Dataset entries:
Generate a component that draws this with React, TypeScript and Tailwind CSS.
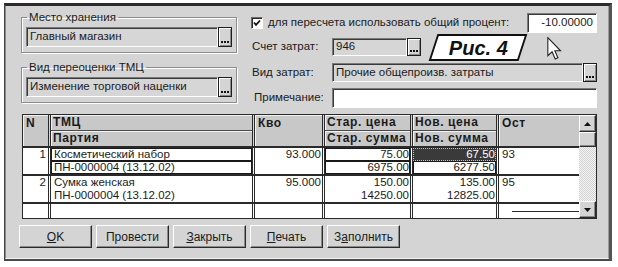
import React from 'react';

const sunken =
  'border border-t-[#7a7a7a] border-l-[#7a7a7a] border-b-white border-r-white shadow-[inset_1px_1px_0_#3a3a3a]';
const raised =
  'border border-t-white border-l-white border-b-[#2a2a2a] border-r-[#2a2a2a] shadow-[inset_-1px_-1px_0_#8a8a8a]';
const sep = 'border-r-[3px] border-double border-r-[#2a2a2a]';

function DotsButton({ h }: { h: string }) {
  return (
    <div
      className={`w-[14px] ${h} shrink-0 bg-[#d4d4d4] border border-[#1e1e1e] shadow-[inset_1px_1px_0_#fff,inset_-1px_-1px_0_#888] flex items-end justify-center gap-[1px] pb-[3px]`}
    >
      <span className="w-[2px] h-[2px] bg-[#111]" />
      <span className="w-[2px] h-[2px] bg-[#111]" />
      <span className="w-[2px] h-[2px] bg-[#111]" />
    </div>
  );
}

function Field({ className, children }: { className: string; children?: React.ReactNode }) {
  return (
    <div className={`${sunken} ${className} flex items-center px-[3px] whitespace-nowrap overflow-hidden`}>
      {children}
    </div>
  );
}

function Group({ title, value }: { title: string; value: string }) {
  return (
    <fieldset className="border border-[#8c8c8c] shadow-[1px_1px_0_#fff,inset_1px_1px_0_#fff] px-[4px] pb-[5px]">
      <legend className="ml-[1px] px-[2px] leading-[14px]">{title}</legend>
      <div className="mt-[3px] flex">
        <Field className="flex-1 h-[20px] bg-[#d6d6d6]">{value}</Field>
        <DotsButton h="h-[20px]" />
      </div>
    </fieldset>
  );
}

function HeadSpan({ w, last, children }: { w: string; last?: boolean; children: string }) {
  return (
    <div className={`${w} h-full ${last ? '' : sep}`}>
      <div className="h-full bg-[#c8c8c8] shadow-[inset_1px_1px_0_#f2f2f2] px-[3px] text-[12px] leading-[16px] font-bold tracking-[0.6px]">
        {children}
      </div>
    </div>
  );
}

function HeadPair({ w, top, bottom }: { w: string; top: string; bottom: string }) {
  return (
    <div className={`${w} h-full flex flex-col ${sep}`}>
      <div className="h-[16px] bg-[#c8c8c8] border-b border-[#4a4a4a] shadow-[inset_1px_1px_0_#f2f2f2] px-[2px] text-[12px] leading-[15px] font-bold tracking-[0.6px] whitespace-nowrap overflow-hidden">
        {top}
      </div>
      <div className="flex-1 bg-[#c8c8c8] shadow-[inset_1px_1px_0_#f2f2f2] px-[2px] text-[12px] leading-[15px] font-bold tracking-[0.6px] whitespace-nowrap overflow-hidden">
        {bottom}
      </div>
    </div>
  );
}

type Rec = {
  n: string;
  name: string;
  party: string;
  qty: string;
  oldPrice: string;
  oldSum: string;
  newPrice: string;
  newSum: string;
  rest: string;
  current?: boolean;
};

const rows: Rec[] = [
  {
    n: '1',
    name: 'Косметический набор',
    party: 'ПН-0000004 (13.12.02)',
    qty: '93.000',
    oldPrice: '75.00',
    oldSum: '6975.00',
    newPrice: '67.50',
    newSum: '6277.50',
    rest: '93',
    current: true,
  },
  {
    n: '2',
    name: 'Сумка женская',
    party: 'ПН-0000004 (13.12.02)',
    qty: '95.000',
    oldPrice: '150.00',
    oldSum: '14250.00',
    newPrice: '135.00',
    newSum: '12825.00',
    rest: '95',
  },
];

function Record({ r }: { r: Rec }) {
  const box = r.current ? 'shadow-[inset_0_0_0_1px_#1a1a1a]' : '';
  return (
    <div className="flex h-[28px] border-b-2 border-[#2a2a2a] bg-white">
      <div className={`w-[28px] h-full ${sep} text-right pr-[2px] leading-[13px]`}>{r.n}</div>
      <div className={`w-[204px] h-full ${sep} flex flex-col`}>
        <div className={`h-[13px] leading-[13px] px-[3px] ${box}`}>{r.name}</div>
        <div className={`h-[13px] leading-[13px] px-[3px] ${box}`}>{r.party}</div>
      </div>
      <div className={`w-[70px] h-full ${sep} text-right pr-[1px] leading-[13px]`}>{r.qty}</div>
      <div className={`w-[88px] h-full ${sep} flex flex-col text-right`}>
        <div className={`h-[13px] leading-[13px] pr-[1px] ${box}`}>{r.oldPrice}</div>
        <div className={`h-[13px] leading-[13px] pr-[1px] ${box}`}>{r.oldSum}</div>
      </div>
      <div className={`w-[86px] h-full ${sep} flex flex-col text-right`}>
        {r.current ? (
          <div className="h-[13px] leading-[13px] pr-[1px] bg-[#3a3a3a] text-white outline outline-1 outline-dotted outline-[#c0c0c0] outline-offset-[-1px]">
            {r.newPrice}
          </div>
        ) : (
          <div className="h-[13px] leading-[13px] pr-[1px]">{r.newPrice}</div>
        )}
        <div className={`h-[13px] leading-[13px] pr-[1px] ${box}`}>{r.newSum}</div>
      </div>
      <div className="w-[80px] h-full pl-[3px] leading-[13px]">{r.rest}</div>
    </div>
  );
}

function Arrow({ up }: { up?: boolean }) {
  return (
    <div className={`h-[17px] bg-[#d4d4d4] ${raised} flex items-center justify-center`}>
      <svg width="7" height="4" viewBox="0 0 7 4">
        {up ? <polygon points="3.5,0 7,4 0,4" fill="#111" /> : <polygon points="0,0 7,0 3.5,4" fill="#111" />}
      </svg>
    </div>
  );
}

function Btn({ children }: { children: React.ReactNode }) {
  return (
    <div className={`w-[73px] h-[23px] bg-[#d4d4d4] ${raised} flex items-center justify-center`}>
      {children}
    </div>
  );
}

export default function App() {
  return (
    <div className="w-[618px] h-[267px] bg-white pt-[3px] pl-[4px] font-['Liberation_Sans',Arial,sans-serif] text-[11.5px] text-[#1b1b1b]">
      <div className="w-[608px] h-[258px] bg-[#d4d4d4] border-t-[3px] border-t-[#2b2b2b] border-l-2 border-l-[#444] border-r-[3px] border-r-[#555] border-b-2 border-b-[#4a4a4a]">
        <div className="h-full pl-[13px] pt-[4px] border-l border-l-[#8a8a8a] border-r border-r-[#9a9a9a] border-b border-b-[#f2f2f2] -ml-px">
          {/* top section */}
          <div className="ml-[2px] flex gap-[13px]">
            <div className="w-[216px] flex flex-col">
              <Group title="Место хранения" value="Главный магазин" />
              <div className="mt-[7px]">
                <Group title="Вид переоценки ТМЦ" value="Изменение торговой наценки" />
              </div>
            </div>

            <div className="w-[347px] pt-[3px] flex flex-col">
              <div className="h-[20px] flex items-center">
                <div className="ml-[1px] w-[12px] h-[12px] bg-white border border-t-[#6a6a6a] border-l-[#6a6a6a] border-b-white border-r-white shadow-[inset_1px_1px_0_#2a2a2a] flex items-center justify-center">
                  <svg width="8" height="8" viewBox="0 0 8 8">
                    <polyline points="1,3.5 3,5.8 7,1.5" fill="none" stroke="#111" strokeWidth="1.8" />
                  </svg>
                </div>
                <span className="ml-[5px] whitespace-nowrap">для пересчета использовать общий процент:</span>
                <Field className="ml-auto w-[70px] h-[20px] bg-white justify-end">-10.00000</Field>
              </div>

              <div className="mt-[5px] h-[18px] flex items-center">
                <span className="w-[82px] pl-[2px] shrink-0">Счет затрат:</span>
                <Field className="w-[75px] h-[18px] bg-[#d6d6d6]">946</Field>
                <DotsButton h="h-[18px]" />
                <div className="ml-[12px] w-[90px] h-[27px] shrink-0 -skew-x-[18deg] border-2 border-[#111] bg-white flex items-center justify-center">
                  <span className="skew-x-[18deg] text-[20px] leading-[20px] font-bold italic text-[#111]">Рис. 4</span>
                </div>
                <svg className="ml-[24px] mt-[3px] shrink-0" width="15" height="23" viewBox="0 0 12 19">
                  <path
                    d="M0.5 0.5 L0.5 15.5 L4 12.2 L6.6 18.2 L8.8 17.2 L6.3 11.4 L11 11.4 Z"
                    fill="#fff"
                    stroke="#222"
                    strokeWidth="0.9"
                  />
                </svg>
              </div>

              <div className="mt-[7px] h-[19px] flex items-center">
                <span className="w-[82px] pl-[2px] shrink-0">Вид затрат:</span>
                <Field className="flex-1 h-[19px] bg-[#d6d6d6]">Прочие общепроизв. затраты</Field>
                <DotsButton h="h-[19px]" />
              </div>

              <div className="mt-[6px] h-[20px] flex items-center">
                <span className="w-[82px] pl-[4px] shrink-0">Примечание:</span>
                <Field className="flex-1 h-[20px] bg-white" />
              </div>
            </div>
          </div>

          {/* table */}
          <div className="mt-[6px] ml-[3px] w-[575px] h-[105px] border border-[#2a2a2a] flex">
            <div className="w-[556px] flex flex-col">
              <div className="flex h-[33px] border-b-2 border-[#2a2a2a]">
                <HeadSpan w="w-[28px]">N</HeadSpan>
                <HeadPair w="w-[204px]" top="ТМЦ" bottom="Партия" />
                <HeadSpan w="w-[70px]">Кво</HeadSpan>
                <HeadPair w="w-[88px]" top="Стар. цена" bottom="Стар. сумма" />
                <HeadPair w="w-[86px]" top="Нов. цена" bottom="Нов. сумма" />
                <HeadSpan w="w-[80px]" last>
                  Ост
                </HeadSpan>
              </div>
              {rows.map((r) => (
                <Record key={r.n} r={r} />
              ))}
              <div className="flex flex-1 bg-white">
                <div className={`w-[28px] ${sep}`} />
                <div className={`w-[204px] ${sep}`} />
                <div className={`w-[70px] ${sep}`} />
                <div className={`w-[88px] ${sep}`} />
                <div className={`w-[86px] ${sep}`} />
                <div className="w-[80px] flex flex-col justify-end pb-[6px]">
                  <div className="ml-[13px] border-b border-[#2a2a2a]" />
                </div>
              </div>
            </div>
            <div className="w-[17px] flex flex-col">
              <Arrow up />
              <div className={`h-[15px] bg-[#d4d4d4] ${raised}`} />
              <div className="flex-1 bg-[repeating-conic-gradient(#f4f4f4_0%_25%,#d2d2d2_0%_50%)] bg-[length:2px_2px]" />
              <Arrow />
            </div>
          </div>

          {/* buttons */}
          <div className="mt-[6px] flex gap-[4px] text-[12px]">
            <Btn>
              <u>О</u>K
            </Btn>
            <Btn>Провести</Btn>
            <Btn>
              <u>З</u>акрыть
            </Btn>
            <Btn>
              <u>П</u>ечать
            </Btn>
            <Btn>
              З<u>а</u>полнить
            </Btn>
          </div>
        </div>
      </div>
    </div>
  );
}
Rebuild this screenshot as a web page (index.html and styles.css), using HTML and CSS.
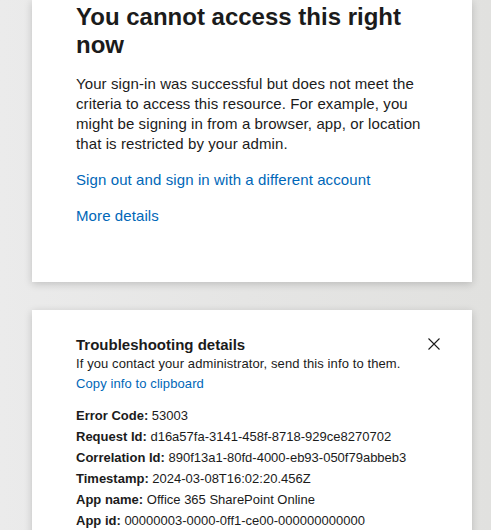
FILE: index.html
```html
<!DOCTYPE html>
<html lang="en">
<head>
<meta charset="utf-8">
<title>You cannot access this right now</title>
<link rel="stylesheet" href="styles.css">
</head>
<body>
<main class="page">
  <section class="card card-main">
    <h1 class="title">You cannot access this right now</h1>
    <p class="desc">Your sign-in was successful but does not meet the criteria to access this resource. For example, you might be signing in from a browser, app, or location that is restricted by your admin.</p>
    <a class="link link-signout" href="#">Sign out and sign in with a different account</a>
    <a class="link link-more" href="#">More details</a>
  </section>
  <section class="card card-details">
    <div class="details-head">
      <h2 class="details-title">Troubleshooting details</h2>
      <button class="close" aria-label="Close">
        <svg width="12" height="12" viewBox="0 0 12 12"><path d="M0.5 0.5 L11.5 11.5 M11.5 0.5 L0.5 11.5" stroke="#1b1b1b" stroke-width="1.1" fill="none"/></svg>
      </button>
    </div>
    <p class="details-sub">If you contact your administrator, send this info to them.</p>
    <a class="link link-copy" href="#">Copy info to clipboard</a>
    <dl class="info">
      <div class="row"><dt>Error Code:</dt> <dd>53003</dd></div>
      <div class="row"><dt>Request Id:</dt> <dd>d16a57fa-3141-458f-8718-929ce8270702</dd></div>
      <div class="row"><dt>Correlation Id:</dt> <dd>890f13a1-80fd-4000-eb93-050f79abbeb3</dd></div>
      <div class="row"><dt>Timestamp:</dt> <dd>2024-03-08T16:02:20.456Z</dd></div>
      <div class="row"><dt>App name:</dt> <dd>Office 365 SharePoint Online</dd></div>
      <div class="row"><dt>App id:</dt> <dd>00000003-0000-0ff1-ce00-000000000000</dd></div>
    </dl>
  </section>
</main>
</body>
</html>
```

FILE: styles.css
```css
html, body {
  margin: 0;
  padding: 0;
}
body {
  background: linear-gradient(90deg, #ebebeb 0%, #e5e5e4 50%, #e1e1df 100%);
  font-family: "Liberation Sans", Arial, sans-serif;
  color: #1b1b1b;
  height: 530px;
  overflow: hidden;
}
.page {
  display: flex;
  flex-direction: column;
  gap: 28px;
  padding-left: 32px;
}
.card {
  width: 440px;
  box-sizing: border-box;
  background: #fff;
  padding-left: 44px;
  padding-right: 44px;
  box-shadow: 0 2px 8px rgba(0,0,0,0.18);
}
.card-main {
  padding-top: 3px;
  height: 282px;
  display: flex;
  flex-direction: column;
  align-items: flex-start;
}
.title {
  margin: 0;
  font-size: 24px;
  line-height: 28px;
  font-weight: 700;
}
.desc {
  margin: 15px 0 0;
  font-size: 15px;
  line-height: 20px;
  letter-spacing: 0.1px;
}
.link {
  color: #0067b8;
  text-decoration: none;
  font-size: 15px;
  line-height: 20px;
  letter-spacing: 0.1px;
}
.link-signout { margin-top: 16px; }
.link-more { margin-top: 16px; }
.card-details {
  padding-top: 25px;
  height: 240px;
  display: flex;
  flex-direction: column;
  align-items: flex-start;
}
.details-head {
  display: flex;
  align-items: center;
  justify-content: space-between;
  width: 100%;
}
.details-title {
  margin: 0;
  font-size: 15px;
  line-height: 20px;
  font-weight: 700;
}
.close {
  border: 0;
  background: none;
  padding: 0;
  width: 12px;
  height: 12px;
  display: flex;
  margin-right: -12px;
  margin-top: -3px;
}
.details-sub {
  margin: 0;
  font-size: 13px;
  line-height: 18px;
  letter-spacing: 0.1px;
}
.link-copy {
  font-size: 13px;
  line-height: 20px;
  margin-top: 1px;
}
.info {
  margin: 11px 0 0;
  font-size: 13px;
  line-height: 21px;
}
.row dt {
  display: inline;
  font-weight: 700;
}
.row dd {
  display: inline;
  margin: 0;
}
```
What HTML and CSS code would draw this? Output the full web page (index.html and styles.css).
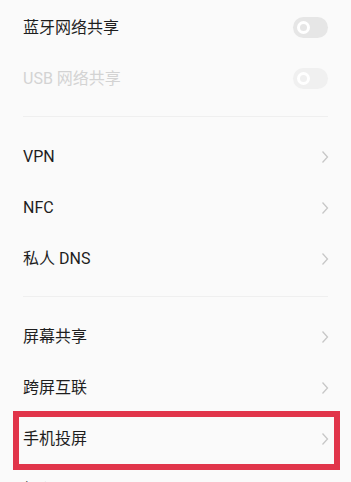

# TASK DETAILS:
Repeat only the lines from the beginning of the material through the line containing "import React from 'react';", both ends kept, leaving pictures out.

# ANSWER FOR THIS EXERCISE:
Generate a component that draws this with React, TypeScript and Tailwind CSS.
import React from 'react';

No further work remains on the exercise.